You may have noticed a shift in my perspective lately, or at least in my awareness. While there are multiple causes of it, a massive one is actually the books I've been reading. One of my favorite podcast hosts, who is also a wildly successful businessman and incredible thinker, put out a list of books that have had the greatest impact on his life and his career. And because of my massive admiration for this person, and my own determination to progress through life, I dedicated myself to read (or listen to) all 30 books on his list. I'm currently on book #9, and while not every book, so far, has had a PROFOUND effect on my life, every single book has had SOME effect on my life. I've never before considered how much of a gift it is to be able to read the thoughts and intimacies of some of the most brilliant and interesting minds in the world. I'm so excited to be learning from these incredible authors, and I'm equally excited to share my learnings with you. My desire is to always be improving and growing as a person, and I hope to inspire others to improve and grow alongside me.
"True self-confidence is “the courage to be open—to welcome change and new ideas regardless of their source.” Real self-confidence is not reflected in a title, an expensive suit, a fancy car, or a series of acquisitions. It is reflected in your mindset: your readiness to grow."
-Carol Dweck (Author of Mindset: The New Psychology of Success; book #1 on the list)
I recently read a fantastic book called "Can't Hurt Me" by David Goggins. If you're unfamiliar with David Goggins, he is an extreme badass, spending most of his career at the elite level of Navy SEAL, completing Army Ranger and Air Force Tactical Air Controller training, (both near impossible for most people), just to see if he could, and eventually joining the grueling world of ultra-marathons and ultra-triathlons at the highest level in the world. While he is way more extreme than I, and most people on this planet, I finished his book with a huge desire to see what I'm made of. To push my own limits and see what I'm able to overcome along the way. This manifested itself while on a family vacation in Lassen Volcanic National Park. The two highest peaks in the park are Mount Lassen and Mount Brokeoff. And for my entire life I've always unconsciously assumed to simply hike one in a day and to hike the other another day. But my new Goggins inspired mindset made me question that assumption, and so, alongside my very brave aunt Hannah, we hiked both peaks in the same day. And to be honest with you, we kind of dominated them, completing both far quicker than we expected. And although we were tired afterwards, we both agreed that we could have gone back to the first peak to do it a second time. Which will almost certainly be the next mission.
"You are in danger of living a life so comfortable and soft, that you will die without ever realizing your true potential."
The past couple weeks I've spent my weekends with family up at Lassen. It's been lovely seeing everybody and catching up on life. And also to explore the area after last year’s massive fire. While a huge percentage of the National park did burn, we were all pleasantly surprised to see that most of our favorite spots were spared. In this case, much of the lovely King's Creek Trail was unfortunately charred beyond belief, but that did not take away from the beauty of the waterfall. A diamond in the rough.

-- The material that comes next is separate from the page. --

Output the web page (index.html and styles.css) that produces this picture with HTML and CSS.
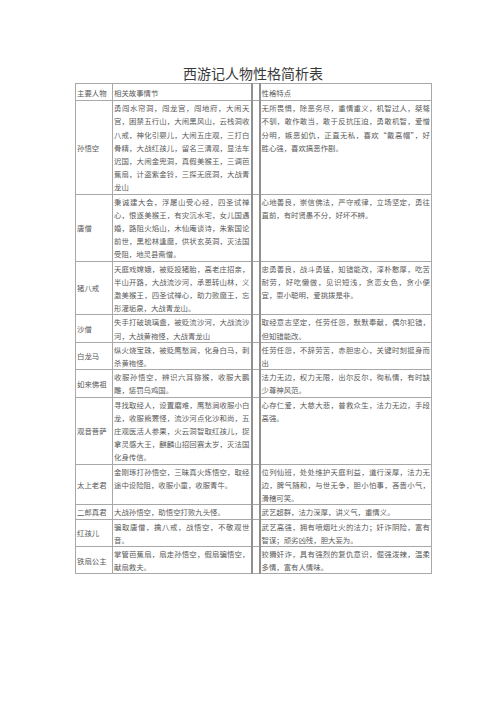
FILE: index.html
```html
<!DOCTYPE html>
<html lang="zh-CN">
<head>
<meta charset="utf-8">
<title>西游记人物性格简析表</title>
<link rel="stylesheet" href="styles.css">
</head>
<body>
<div class="page">
  <h1 class="title">西游记人物性格简析表</h1>
  <table class="sheet">
    <colgroup>
      <col class="c-name"><col class="c-story"><col class="c-gap"><col class="c-trait">
    </colgroup>
    <tr class="head">
      <td>主要人物</td><td>相关故事情节</td><td class="gap"></td><td>性格特点</td>
    </tr>
    <tr>
      <td class="name">孙悟空</td>
      <td class="txt"><span>勇闯水帘洞，闯龙宫，闯地府，大闹天</span><span>宫，困禁五行山，大闹黑风山，云栈洞收</span><span>八戒，神化引婴儿，大闹五庄观，三打白</span><span>骨精，大战红孩儿，留名三清观，显法车</span><span>迟国，大闹金兜洞，真假美猴王，三调芭</span><span>蕉扇，计盗紫金铃，三探无底洞，大战青</span><span>龙山</span></td>
      <td class="gap"></td>
      <td class="txt"><span>无所畏惧，除恶务尽，重情重义，机智过人，桀骜</span><span>不驯，敢作敢当，敢于反抗压迫，勇敢机智，爱憎</span><span>分明，嫉恶如仇，正直无私，喜欢“戴高帽”，好</span><span>胜心强，喜欢搞恶作剧。</span></td>
    </tr>
    <tr>
      <td class="name">唐僧</td>
      <td class="txt"><span>秉诚建大会，浮屠山受心经，四圣试禅</span><span>心，恨逐美猴王，有灾沉水宅，女儿国遇</span><span>婚，路阻火焰山，木仙庵谈诗，朱紫国论</span><span>前世，黑松林逢魔，供状玄英洞，灭法国</span><span>受阻，地灵县斋僧。</span></td>
      <td class="gap"></td>
      <td class="txt"><span>心地善良，崇信佛法，严守戒律，立场坚定，勇往</span><span>直前，有时贤愚不分，好坏不辨。</span></td>
    </tr>
    <tr>
      <td class="name">猪八戒</td>
      <td class="txt"><span>天庭戏嫦娥，被贬投猪胎，高老庄招亲，</span><span>半山开路，大战流沙河，承恩转山林，义</span><span>激美猴王，四圣试禅心，助力败魔王，忘</span><span>形灌垢泉，大战青龙山。</span></td>
      <td class="gap"></td>
      <td class="txt"><span>忠勇善良，战斗勇猛，知错能改，淳朴憨厚，吃苦</span><span>耐劳，好吃懒做，见识短浅，贪恋女色，贪小便</span><span>宜，耍小聪明，爱挑拨是非。</span></td>
    </tr>
    <tr>
      <td class="name">沙僧</td>
      <td class="txt"><span>失手打破琉璃盏，被贬流沙河，大战流沙</span><span>河，大战黄袍怪，大战青龙山</span></td>
      <td class="gap"></td>
      <td class="txt"><span>取经意志坚定，任劳任怨，默默奉献，偶尔犯错，</span><span>但知错能改。</span></td>
    </tr>
    <tr>
      <td class="name">白龙马</td>
      <td class="txt"><span>纵火烧宝珠，被贬鹰愁涧，化身白马，刺</span><span>杀黄袍怪。</span></td>
      <td class="gap"></td>
      <td class="txt"><span>任劳任怨，不辞劳苦，赤胆忠心，关键时刻挺身而</span><span>出</span></td>
    </tr>
    <tr>
      <td class="name">如来佛祖</td>
      <td class="txt"><span>收服孙悟空，辨识六耳猕猴，收服大鹏</span><span>雕，惩罚乌鸡国。</span></td>
      <td class="gap"></td>
      <td class="txt"><span>法力无边，权力无限，出尔反尔，徇私情，有时缺</span><span>少尊神风范。</span></td>
    </tr>
    <tr>
      <td class="name">观音菩萨</td>
      <td class="txt"><span>寻找取经人，设置磨难，鹰愁涧收服小白</span><span>龙，收服熊罴怪，流沙河点化沙和尚，五</span><span>庄观医活人参果，火云洞智取红孩儿，捉</span><span>拿灵感大王，麒麟山招回赛太岁，灭法国</span><span>化身传信。</span></td>
      <td class="gap"></td>
      <td class="txt"><span>心存仁爱，大慈大悲，普救众生，法力无边，手段</span><span>高强。</span></td>
    </tr>
    <tr>
      <td class="name">太上老君</td>
      <td class="txt"><span>金刚琢打孙悟空，三昧真火炼悟空，取经</span><span>途中设险阻，收服小童，收服青牛。</span></td>
      <td class="gap"></td>
      <td class="txt"><span>位列仙班，处处维护天庭利益，道行深厚，法力无</span><span>边，脾气随和，与世无争，胆小怕事，吝啬小气，</span><span>滑稽可笑。</span></td>
    </tr>
    <tr>
      <td class="name">二郎真君</td>
      <td class="txt"><span>大战孙悟空，助悟空打败九头怪。</span></td>
      <td class="gap"></td>
      <td class="txt"><span>武艺超群，法力深厚，讲义气，重情义。</span></td>
    </tr>
    <tr>
      <td class="name">红孩儿</td>
      <td class="txt"><span>骗取唐僧，擒八戒，战悟空，不敬观世</span><span>音。</span></td>
      <td class="gap"></td>
      <td class="txt"><span>武艺高强，拥有喷烟吐火的法力；奸诈阴险，富有</span><span>智谋；顽劣凶残，胆大妄为。</span></td>
    </tr>
    <tr>
      <td class="name">铁扇公主</td>
      <td class="txt"><span>掌管芭蕉扇，扇走孙悟空，假扇骗悟空，</span><span>献扇救夫。</span></td>
      <td class="gap"></td>
      <td class="txt"><span>狡猾奸诈，具有强烈的复仇意识，倔强泼辣，温柔</span><span>多情，富有人情味。</span></td>
    </tr>
  </table>
</div>
</body>
</html>
```

FILE: styles.css
```css
html, body {
  margin: 0;
  padding: 0;
  background: #ffffff;
}

body {
  font-family: "Noto Sans CJK SC", "Liberation Serif", serif;
  color: #5a5a5a;
}

.page {
  padding: 65px 0 0 75px;
}

.title {
  width: 356px;
  margin: 0 0 1px;
  text-align: center;
  font-size: 14px;
  line-height: 17px;
  font-weight: normal;
  color: #3a3a3a;
}

.sheet {
  width: 356px;
  border-collapse: collapse;
  table-layout: fixed;
  font-size: 7.4px;
  line-height: 13.2px;
}

.c-name { width: 37px; }
.c-story { width: 139px; }
.c-gap { width: 8px; }
.c-trait { width: 172px; }

.sheet td {
  border: 1px solid #a8a8a8;
  padding: 0 1px;
  vertical-align: top;
  text-align: left;
}

.sheet td.gap {
  border-left: 2px solid #909090;
  border-right: 2px solid #909090;
}

.head td {
  padding: 2px 1px 1px;
}

.sheet td.name {
  vertical-align: middle;
  white-space: nowrap;
}

.txt span {
  display: block;
  white-space: nowrap;
  text-align: justify;
  text-align-last: justify;
}

.txt span:last-child {
  text-align-last: auto;
}
```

"Life keeps throwing me stones. And I keep finding the diamonds…"
-Ana Claudia Antunes
For whatever reason, lately I've been spending a lot of time contemplating my role in the world; specifically my impact on it. While I like to think my mere presence is enriching enough (just kidding), I'm realizing that I'd like to have a more profound effect. I'm finding myself unsatisfied with the thought of the next 20+ years of my working life consumed by something that doesn't have a direct and significant impact on either my clients, my community, or perhaps even the world. And while I am still lacking clarity on what exactly that next chapter entails, I feel I'm inching closer and closer to it every day.
"People have enough to live by, but not enough to live for. They have the means, but no meaning."
-Viktor Frankl (Man's Search For Meaning)
I just finished a fantastic book called Grit, written by Angela Duckworth. The book took a scientific look at what causes some humans to achieve astounding accomplishments, while others falter. Now, the typical narrative is that high achievers are inherently smarter, stronger, more creative or more talented; that they're simply built that way. And if you're not one of those fortunate people then you're out of luck. However, Angela's research showed that natural talent, while helpful, actually had very little to do with achieving outrageous success. Grit. Grit is the common denominator amongst highly successful people. The unwavering passion, unyielding perseverance and an absolute unwillingness to give up, even in the face of monumental failure or overwhelming defeat. In addition, it wasn't just that these high achievers refused to quit, it's that they insisted on learning as much as possible from their failures, to grow from their defeats, and to apply what they learned to be even stronger the next time around. And, if necessary, to continue that cycle for as long as it took to achieve their goal. So remember to not overly glamorize the successful. While they may have natural talent, it's much more likely that they simply want it more than you, and worked way, way harder to get it.
"For if we think of genius as something magical, we are not obliged to compare ourselves and find ourselves lacking…To call someone “divine” means: here there is no need to compete."